I may be wrong here, but I have an old 1954 6hp Merc Wizard WG4. The water does not seep out of the copper tube as you've described. It's suppose to come out of the 6-8 holes in the leg as a mist. I've got a video of it running at the following link. http://www.youtube.com/watch?v=ZYzGBYCIfI0
This motor also exhausts out the bottom of the leg, underwater and above the prop.
I have more pics at this location.
http://hubpages.com/hub/Selecting-a-Used-Outboard-Motor
 
Joined
Jun 26, 2011
Messages
6
Re: 1954 Mercury Mark 20

BKTheKing and who10. Thank you very much for the replies. So the copper tube shouldnt leak, and if standing on back side of the engine starboard side there is a small hole, probally that 1/16 described. I will try to clean that out, and from what I can find that copper tube just pulls out of the water sleeve, and I can buy a copper line that diameter, bend as close as possible and reinstall. First I will clean the tell tale and see if water is produced. If what you are saying about the small holes on the midsection, it must just go to water sleeve and straight back down. I would hear my breath in the midsection then, and may have no problem at all. Ok, anyone have a described way of taking all cowls off along with top to get at fly wheel. I don't want to break anything/bolts. The tiller throttle problem I think is due to the grease is old where the timing adjusts with the throttle under the fly wheel. I am going to clean that all with the points and everything. What kind of grease do you think. Dialectric is what I was thinking. Any way to lube up all the throttle linkage?
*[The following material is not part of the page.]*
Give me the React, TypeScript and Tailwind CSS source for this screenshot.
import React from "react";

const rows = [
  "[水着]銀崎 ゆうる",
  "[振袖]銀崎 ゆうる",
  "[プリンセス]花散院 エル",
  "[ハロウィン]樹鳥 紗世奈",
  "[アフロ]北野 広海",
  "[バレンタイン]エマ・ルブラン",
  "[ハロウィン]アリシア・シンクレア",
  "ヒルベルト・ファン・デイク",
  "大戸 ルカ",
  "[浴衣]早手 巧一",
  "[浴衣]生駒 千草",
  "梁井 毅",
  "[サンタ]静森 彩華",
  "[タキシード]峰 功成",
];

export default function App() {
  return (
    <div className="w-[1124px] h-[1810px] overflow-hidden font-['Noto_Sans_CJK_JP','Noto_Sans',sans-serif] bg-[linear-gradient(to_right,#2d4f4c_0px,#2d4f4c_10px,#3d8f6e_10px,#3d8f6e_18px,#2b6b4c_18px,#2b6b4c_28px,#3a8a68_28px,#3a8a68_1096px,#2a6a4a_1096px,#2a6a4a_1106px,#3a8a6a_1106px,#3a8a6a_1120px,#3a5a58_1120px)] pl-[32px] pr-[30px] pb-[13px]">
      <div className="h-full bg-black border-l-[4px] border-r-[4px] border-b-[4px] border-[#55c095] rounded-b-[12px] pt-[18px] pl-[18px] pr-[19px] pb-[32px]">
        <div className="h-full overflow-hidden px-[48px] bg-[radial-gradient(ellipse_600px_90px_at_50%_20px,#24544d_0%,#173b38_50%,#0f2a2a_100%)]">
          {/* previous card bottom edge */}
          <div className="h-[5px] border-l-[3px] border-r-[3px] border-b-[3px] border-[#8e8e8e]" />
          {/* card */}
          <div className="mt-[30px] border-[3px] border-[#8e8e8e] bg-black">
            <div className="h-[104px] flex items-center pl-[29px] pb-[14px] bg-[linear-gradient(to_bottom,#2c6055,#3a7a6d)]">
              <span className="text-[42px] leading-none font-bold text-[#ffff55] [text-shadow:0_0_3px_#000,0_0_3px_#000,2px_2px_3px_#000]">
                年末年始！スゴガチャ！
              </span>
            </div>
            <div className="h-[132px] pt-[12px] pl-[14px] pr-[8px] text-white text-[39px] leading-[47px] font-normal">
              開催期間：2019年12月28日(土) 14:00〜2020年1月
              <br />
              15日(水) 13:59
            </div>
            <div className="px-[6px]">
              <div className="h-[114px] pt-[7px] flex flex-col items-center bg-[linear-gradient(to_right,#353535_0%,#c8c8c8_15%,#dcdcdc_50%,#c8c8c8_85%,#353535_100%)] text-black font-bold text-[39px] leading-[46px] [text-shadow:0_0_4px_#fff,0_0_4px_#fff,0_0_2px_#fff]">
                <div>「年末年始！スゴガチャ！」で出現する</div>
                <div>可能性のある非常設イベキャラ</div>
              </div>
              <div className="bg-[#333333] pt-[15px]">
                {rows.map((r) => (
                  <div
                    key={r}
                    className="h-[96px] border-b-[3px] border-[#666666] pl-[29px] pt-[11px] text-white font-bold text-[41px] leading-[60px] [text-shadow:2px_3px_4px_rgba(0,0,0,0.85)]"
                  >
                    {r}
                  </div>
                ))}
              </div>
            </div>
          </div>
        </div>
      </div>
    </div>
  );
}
When running the throttle on the side it is a little tought going. not like I have to force it, but definate resistance. So I am thinking if I can get that smoothed out and nice and loose everything will work A-OK. Any advice with that idea gentleman?
 

bktheking

Vice Admiral
Joined
Jul 29, 2008
Messages
5,057
Re: 1954 Mercury Mark 20

I use white grease to lube that stuff up , others may use something different.